There were, so we say in our final analysis, a number of devout men who were so profoundly shocked by the fanaticism of their day, by the yoke under which the people of all countries were forced to exist, that they rose in revolt. They were poor devils. They rarely owned more than the cloak upon their back and they were not always certain of a place to sleep. But they burned with a divine fire. Up and down the land they traveled, talking and writing, drawing the learned professors of learned academies into learned disputes, arguing humbly with the humble country folk in humble rustic inns, eternally preaching a gospel of good will, of understanding, of charity towards others. Up and down the land they traveled in their shabby clothes with their little bundles of books and pamphlets until they died of pneumonia in some miserable village in the hinterland of Pomerania or were lynched by drunken peasants in a Scotch hamlet or were broken on the wheel in a provincial borough of France.

And if I mention the name of Giordano Bruno, I do not mean to imply that he was the only one of his kind. But his life, his ideas, his restless zeal for what he held to be true and desirable, were so typical of that entire group of pioneers that he will serve very well as an example.

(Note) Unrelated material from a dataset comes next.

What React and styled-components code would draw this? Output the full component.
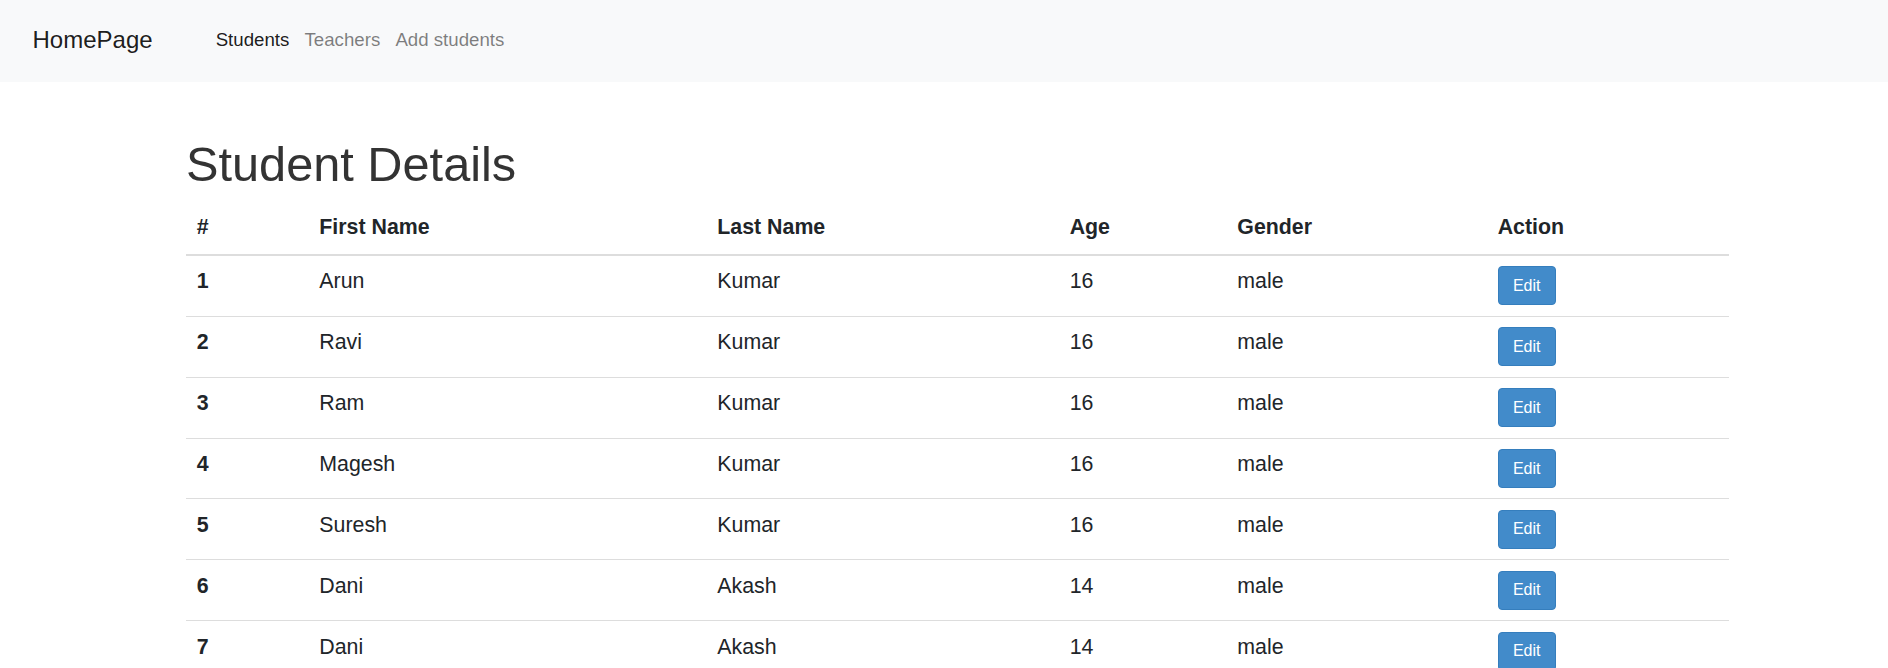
import React from 'react'
import styled, { createGlobalStyle } from 'styled-components'

const GlobalStyle = createGlobalStyle`
  body {
    margin: 0;
    background: #fff;
    font-family: "Liberation Sans", Arial, sans-serif;
    color: #212529;
  }
`

const NavBar = styled.nav`
  display: flex;
  align-items: center;
  height: 80px;
  padding: 0 0 2px 32.5px;
  background: #f8f9fa;
`

const Brand = styled.a`
  margin-right: 55.5px;
  font-size: 24px;
  line-height: 1;
  color: rgba(0, 0, 0, 0.9);
  text-decoration: none;
`

const NavList = styled.div`
  display: flex;
`

const NavLink = styled.a`
  padding: 0 7.6px;
  font-size: 18.67px;
  line-height: 1;
  color: ${(p) => (p.$active ? 'rgba(0, 0, 0, 0.9)' : 'rgba(0, 0, 0, 0.5)')};
  text-decoration: none;
  cursor: pointer;
`

const Container = styled.main`
  width: 1543px;
  margin-left: 186px;
`

const Title = styled.h1`
  margin: 56px 0 11px;
  font-size: 48.7px;
  font-weight: 500;
  line-height: 52.8px;
  color: #333;
`

const Table = styled.table`
  width: 100%;
  table-layout: fixed;
  border-collapse: separate;
  border-spacing: 0;
  font-size: 21.33px;
  line-height: 30.5px;
`

const HeadCell = styled.th`
  padding: 10.67px;
  text-align: left;
  font-weight: 700;
  vertical-align: bottom;
  border-bottom: 2px solid #ddd;
`

const Row = styled.tr`
  & > td {
    border-top: 1px solid #ddd;
  }
  &:first-child > td {
    border-top: 0;
  }
`

const Cell = styled.td`
  padding: 10.67px;
  text-align: left;
  vertical-align: top;
  font-weight: ${(p) => (p.$bold ? 700 : 400)};
`

const EditButton = styled.button`
  display: block;
  box-sizing: border-box;
  height: 38.67px;
  padding: 0 14.3px;
  font-family: "Liberation Sans", Arial, sans-serif;
  font-size: 16px;
  color: #fff;
  background: #428bca;
  border: 1px solid #357ebd;
  border-radius: 4px;
  cursor: pointer;
`

const columns = [
  { label: '#', width: 122.7 },
  { label: 'First Name', width: 398 },
  { label: 'Last Name', width: 352.3 },
  { label: 'Age', width: 167.7 },
  { label: 'Gender', width: 260.3 },
  { label: 'Action', width: 242 },
]

const students = [
  { id: 1, first: 'Arun', last: 'Kumar', age: 16, gender: 'male' },
  { id: 2, first: 'Ravi', last: 'Kumar', age: 16, gender: 'male' },
  { id: 3, first: 'Ram', last: 'Kumar', age: 16, gender: 'male' },
  { id: 4, first: 'Magesh', last: 'Kumar', age: 16, gender: 'male' },
  { id: 5, first: 'Suresh', last: 'Kumar', age: 16, gender: 'male' },
  { id: 6, first: 'Dani', last: 'Akash', age: 14, gender: 'male' },
  { id: 7, first: 'Dani', last: 'Akash', age: 14, gender: 'male' },
]

const App = () => {
  return (
    <>
      <GlobalStyle />
      <NavBar>
        <Brand>HomePage</Brand>
        <NavList>
          <NavLink $active>Students</NavLink>
          <NavLink>Teachers</NavLink>
          <NavLink>Add students</NavLink>
        </NavList>
      </NavBar>

      <Container>
        <Title>Student Details</Title>
        <Table>
          <colgroup>
            {columns.map((c) => (
              <col key={c.label} style={{ width: c.width }} />
            ))}
          </colgroup>
          <thead>
            <tr>
              {columns.map((c) => (
                <HeadCell key={c.label}>{c.label}</HeadCell>
              ))}
            </tr>
          </thead>
          <tbody>
            {students.map((s) => (
              <Row key={s.id}>
                <Cell $bold>{s.id}</Cell>
                <Cell>{s.first}</Cell>
                <Cell>{s.last}</Cell>
                <Cell>{s.age}</Cell>
                <Cell>{s.gender}</Cell>
                <Cell>
                  <EditButton>Edit</EditButton>
                </Cell>
              </Row>
            ))}
          </tbody>
        </Table>
      </Container>
    </>
  )
}

export default App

The parents of Bruno were poor people. Their son, an average Italian boy of no particular promise, followed the usual course and went into a monastery. Later he became a Dominican monk. He had no business in that order for the Dominicans were the most ardent supporters of all forms of persecution, the “police-dogs of the true faith,” as their contemporaries called them. And they were clever. It was not necessary for a heretic to have his ideas put into print to be nosed out by one of those eager detectives. A single glance, a gesture of the hand, a shrug of the shoulders were often sufficient to give a man away and bring him into contact with the Inquisition.

How Bruno, brought up in an atmosphere of unquestioning obedience, turned rebel and deserted the Holy Scriptures for the works of Zeno and Anaxagoras, I do not know. But before this strange novice had finished his course of prescribed studies, he was expelled from the Dominican order and henceforth he was a wanderer upon the face of the earth.

He crossed the Alps. How many other young men before him had braved the dangers of those ancient mountain passes that they might find freedom in the mighty fortress which the new faith had erected at the junction of the Rhone and the Arve!